What I worry about when I listen to the online social-justice “best practices” of making the classroom a political space, one where students can “process” the important events going on around them, is that they are asking me to make a bad trade — to exchange course materials and concepts of enduring value for stupid unproductive arguments or annoying monologues.
To the extent that the classroom — and here I am speaking of the classroom as such, regardless of the content the course addresses — has political relevance for the contemporary world, it is in creating the opportunity for an experience not conditioned by what Anton Jäger calls “hyperpolitics.” The classroom at its best should represent the opposite of that endless churn of conflict where everything is “political” in the sense of calling for positioning and side-taking and denunciation but seemingly nothing is political in the authentic sense of helping us find ways to shape our collective lives in meaningful ways. In many cases, class materials will and should bear very directly on questions related to authentic politics. But students will not be in a position to engage with those important questions if they are encouraged to approach it through the framework of hyperpolitics.

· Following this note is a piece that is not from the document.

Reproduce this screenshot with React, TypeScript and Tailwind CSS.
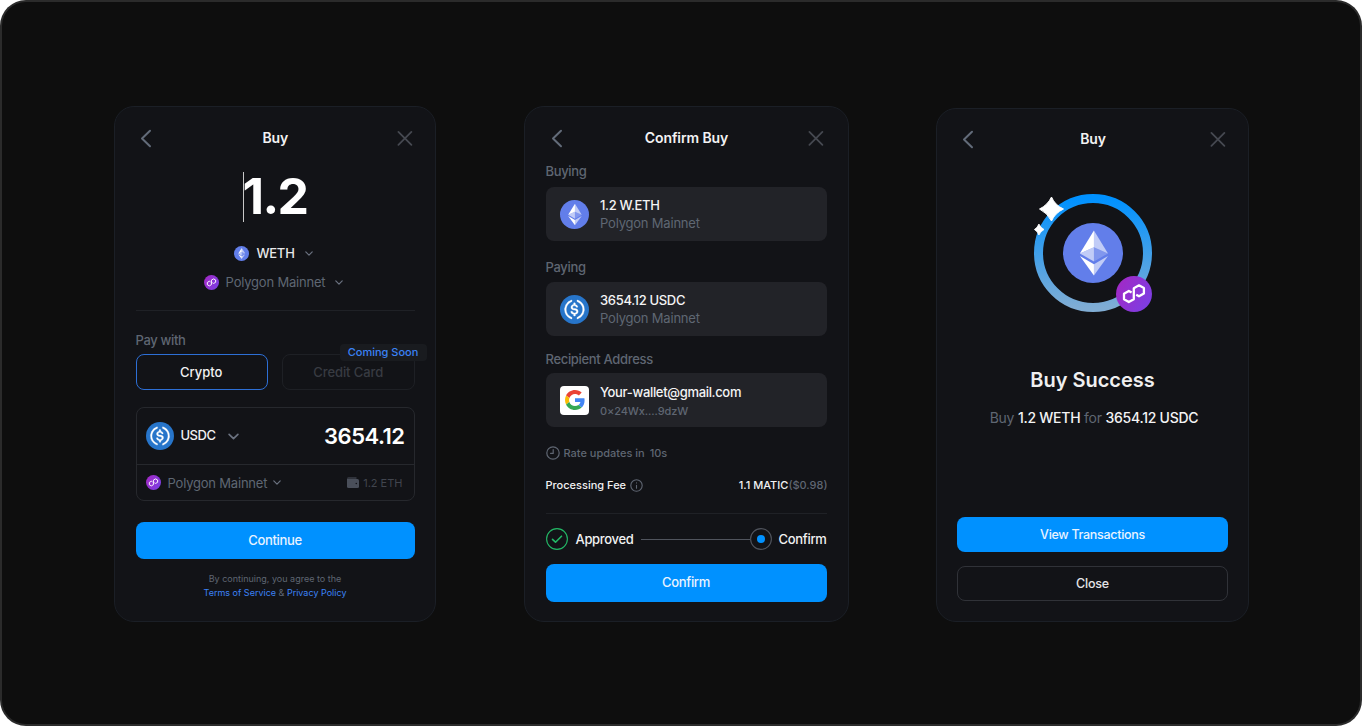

Neither we nor they need more spaces to vent, much less to issue definitive statements on every news story or demand fealty to the somehow instantly-arrived-at “correct” answer. We need to hold open this one last precious space of focused attention, of careful deliberation, of understanding before criticizing—not just because we need those qualities now, but because we have always needed them and will always need them, even after the revolution. Inculcating those skills is not sufficient to change our world for the better. Nor is it an automatic but secret way to indoctrinate them, because students could well use the skills we give them think very carefully and open-mindedly about how to achieve goals we find irrelevant or even harmful. But it is necessary, and it is what we as teachers have the training and unique opportunity to do.